Die Toleranzschwelle ist sehr niedrig

„Die müssen schon mal genauer hinsehen.“ Thürer arbeitet an einer umfangreichen Dokumentation zum Thema Gewalt gegen Homosexuelle, „um endlich vernünftig darüber diskutieren zu können ohne diese unterschwelligen Ressentiments“.

Bei genauem Hinsehen müssen sich die engagierten Beauftragten schon mal den Vorwurf gefallen lassen, nur eine begrenzte Szene zu bedienen, und dies mit öffentlichen Geldern. „Die Toleranzschwelle ist gerade in unserem Bereich sehr niedrig.“ Im neu eingerichteten Lesben- und Schwulenbeirat sitzen die bekannten Köpfe. Kathrin Sohre zweifelt zwar nicht an der politischen Notwendigkeit ihres Jobs, wohl aber an der Effizienz. „Die Leute, die organisiert sind, sind bereits selbstbewußt. An die anderen heranzukommen, ist für uns enorm schwer.“ Sichtbar wird dies bei den schlechtbesuchten Sprechstunden oder wenn es, wie kürzlich beim „Christopher Street Day“, darum geht, Unterstützung aus der Szene zu bekommen. Momentan versuchen die beiden durch öffentliche Veranstaltungen das Tabu-Thema gleichgeschlechtliche Liebe — „und unsere Gesellschaft ist nach wie vor ungeheuer verklemmt“ — publik zu machen.
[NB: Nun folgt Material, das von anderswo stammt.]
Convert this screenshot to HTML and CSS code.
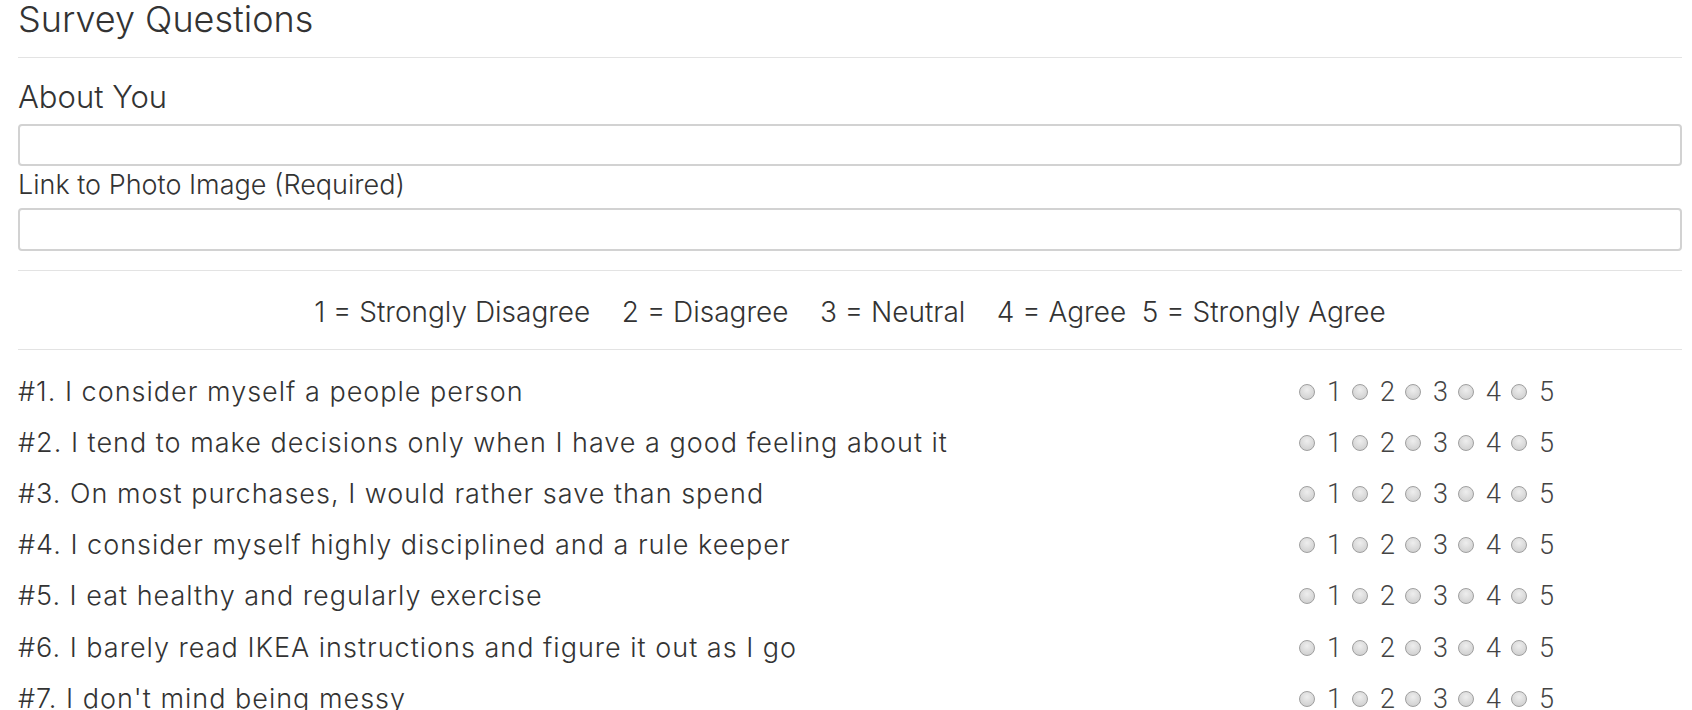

Weil sie ihre Arbeit nicht nur als reine Serviceleistung verstehen, schieben sie selbst Forschungsprojekte an, sowohl zur DDR-Geschichte der Szene wie zum aktuellen Stand. Kathrin Sohre sitzt darüber hinaus in einer Kommission beim sächsischen Kultusminister, die einen „Sexualleitfaden“ für Schulen erstellen soll. Allem Engagement zum Trotz geben sich beide keinen Illusionen hin: „Wir sind hier nur eine Schnittstelle, können vermitteln und Fälle von Diskriminierung aufdecken.“ Für das kulturelle Angebot gilt für Leipzigs Schwule und Lesben weiterhin: Auf nach Berlin!